For a 3.1V input, emitter voltage rising above 3.1V would imply not only that the base-emitter junction is reverse biased, but also that leakage current is flowing in the same direction, i.e., from emitter to base.  This can only happen if something is supplying current into the emitter!

The C-E path won't do this, because it's not actually a path, the B-C junction has leakage to the base.  In this region the transistor only acts like two reverse biased diodes smooshed together.

You can still get 5V output for some base voltages -- but you need to apply more than 5V to do it.  This is impractical in most circuits, as spec is referring to.

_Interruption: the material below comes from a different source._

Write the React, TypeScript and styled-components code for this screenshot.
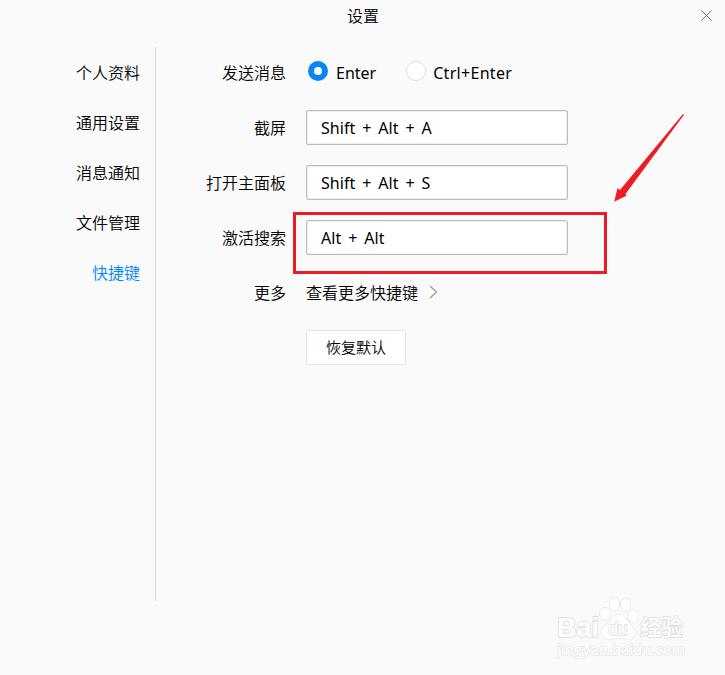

If the output is switched frequently (as is the case for switching supplies), a bootstrap supply can generate this extra voltage.  A number of LT converter chips come to mind, which internally use a bipolar high-side switch with an external bootstrap capacitor that supplies the transistor while it's on.  Example: https://www.analog.com/media/en/technical-documentation/data-sheets/lt1616fs.pdf  This is probably much more effort and complication than you need so don't worry about it. :)

Tim
Uhm, can you repeat that in English please? :) Are you saying my measuring is causing side effects?

What do you want?
I want to understand why I get such a low voltage reading in this particular scenario - 2.7 < 4.4. So yes, an explanation is what I'm asking for.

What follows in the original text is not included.